Etienne ‘Léo' MICHELI, né en 1923, est un homme exceptionnel au parcours admirable. Il est discret, sincère et crédible dans ses réponses dans ce livre d'entretiens.
Mais pour moi, le plus intéressant dans ce texte n'est pas forcément sa vie jusqu'ici, mais sa juxtaposition avec le vécu de sa région d'origine, la Corse moderne, depuis 1940 jusqu'à nos jours.
J'ai choisi ce livre car il embrasse un lieu et une période uniques dans l'imaginaire français contemporain. Depuis l'arrivée au pouvoir de Mussolini en 1922, à sa chute en juillet 1943, l'Italie fasciste n'a eu cesse de réclamer la Corse (Corsica), et la région de Nice (Nizza) comme terres italiennes. Cette menace a mobilisé Léo dans sa précoce adhésion au Parti communiste français (le Parti) et l'a conduit, à 20 ans, à prendre une place importante dans l'organisation de la libération autonome de la Corse en septembre 1943.
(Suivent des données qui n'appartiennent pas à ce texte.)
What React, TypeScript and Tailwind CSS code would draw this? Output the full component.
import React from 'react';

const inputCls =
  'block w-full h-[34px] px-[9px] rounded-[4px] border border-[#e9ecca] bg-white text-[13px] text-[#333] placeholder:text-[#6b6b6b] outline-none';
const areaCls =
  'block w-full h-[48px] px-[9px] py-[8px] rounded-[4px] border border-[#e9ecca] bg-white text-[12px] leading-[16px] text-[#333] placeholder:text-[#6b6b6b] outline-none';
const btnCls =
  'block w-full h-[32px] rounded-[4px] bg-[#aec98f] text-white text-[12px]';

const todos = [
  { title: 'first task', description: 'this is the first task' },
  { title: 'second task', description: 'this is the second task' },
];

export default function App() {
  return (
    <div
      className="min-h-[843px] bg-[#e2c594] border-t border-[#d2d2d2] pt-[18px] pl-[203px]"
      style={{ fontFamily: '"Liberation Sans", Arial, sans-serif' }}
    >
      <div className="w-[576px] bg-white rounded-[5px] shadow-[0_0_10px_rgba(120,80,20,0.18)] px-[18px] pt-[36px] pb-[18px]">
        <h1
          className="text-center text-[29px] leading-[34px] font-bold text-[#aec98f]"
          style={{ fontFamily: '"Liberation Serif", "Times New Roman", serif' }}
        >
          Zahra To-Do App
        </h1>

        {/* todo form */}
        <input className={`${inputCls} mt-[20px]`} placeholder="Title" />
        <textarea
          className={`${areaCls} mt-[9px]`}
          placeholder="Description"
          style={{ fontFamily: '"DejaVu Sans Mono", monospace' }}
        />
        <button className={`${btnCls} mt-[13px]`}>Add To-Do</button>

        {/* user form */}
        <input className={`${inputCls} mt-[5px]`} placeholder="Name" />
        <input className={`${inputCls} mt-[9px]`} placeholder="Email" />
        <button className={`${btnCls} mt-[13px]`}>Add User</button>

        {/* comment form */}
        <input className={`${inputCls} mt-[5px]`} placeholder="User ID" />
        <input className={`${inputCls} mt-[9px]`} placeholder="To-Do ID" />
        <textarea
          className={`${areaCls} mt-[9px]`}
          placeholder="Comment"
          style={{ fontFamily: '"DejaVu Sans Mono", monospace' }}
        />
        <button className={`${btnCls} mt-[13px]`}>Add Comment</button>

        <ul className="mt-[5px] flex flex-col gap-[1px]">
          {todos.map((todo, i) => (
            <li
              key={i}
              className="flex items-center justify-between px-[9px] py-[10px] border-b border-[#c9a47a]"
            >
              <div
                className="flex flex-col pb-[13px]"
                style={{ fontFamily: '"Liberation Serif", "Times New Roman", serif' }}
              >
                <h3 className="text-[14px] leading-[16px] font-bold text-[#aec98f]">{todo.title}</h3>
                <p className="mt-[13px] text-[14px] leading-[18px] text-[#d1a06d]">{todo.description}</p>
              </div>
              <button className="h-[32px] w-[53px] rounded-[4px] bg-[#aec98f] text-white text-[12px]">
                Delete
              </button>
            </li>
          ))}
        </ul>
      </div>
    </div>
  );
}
L'état français a, depuis toujours, voulu minimiser les efforts et sacrifices du Front de Libération Nationale en Corse et on lit dans Wikipédia :
« Les opérations ont été faites par une partie de l'Armée française de la Libération, avec l'assistance des Maquis corses et la complicité des Forces armées italiennes d'occupation…
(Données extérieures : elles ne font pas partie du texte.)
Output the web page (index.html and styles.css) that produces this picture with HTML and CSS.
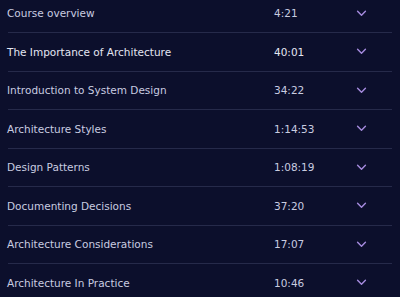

La résistance intérieure joua aussi un rôle non négligeable, avec des figures comme François Vittori, chef d'État-Major des FTP de Corse »
Le Général de Gaulle était opposé à l'insurrection de 1943 et au débarquement des forces Giraudistes de son rival et ‘homme des Américains'. Il a, toutefois, reconnu l'importance de l'action locale et cela, 9 mois avant le débarquement en Normandie.
La version de Léo met en exergue la dimension locale et la place importante du Parti dans son animation.
Cette vision corse du processus de défense de la République française, contre les collaborateurs de Vichy et contre les visées des fascistes italiens, apporte des leçons pour la France et pour d'autres Etats-nation du pourtour méditerranéen. Mais quelles sont ces leçons et qu'est-il arrivé pour que la Corse passe de première région libérée en France, qui plus est par des français, à la situation d'aujourd'hui où plus de 60% de Corses votent pour des séparatistes. Comme Léo a fini par prendre ses distances avec le Parti, la Corse prend ses distances envers le continent.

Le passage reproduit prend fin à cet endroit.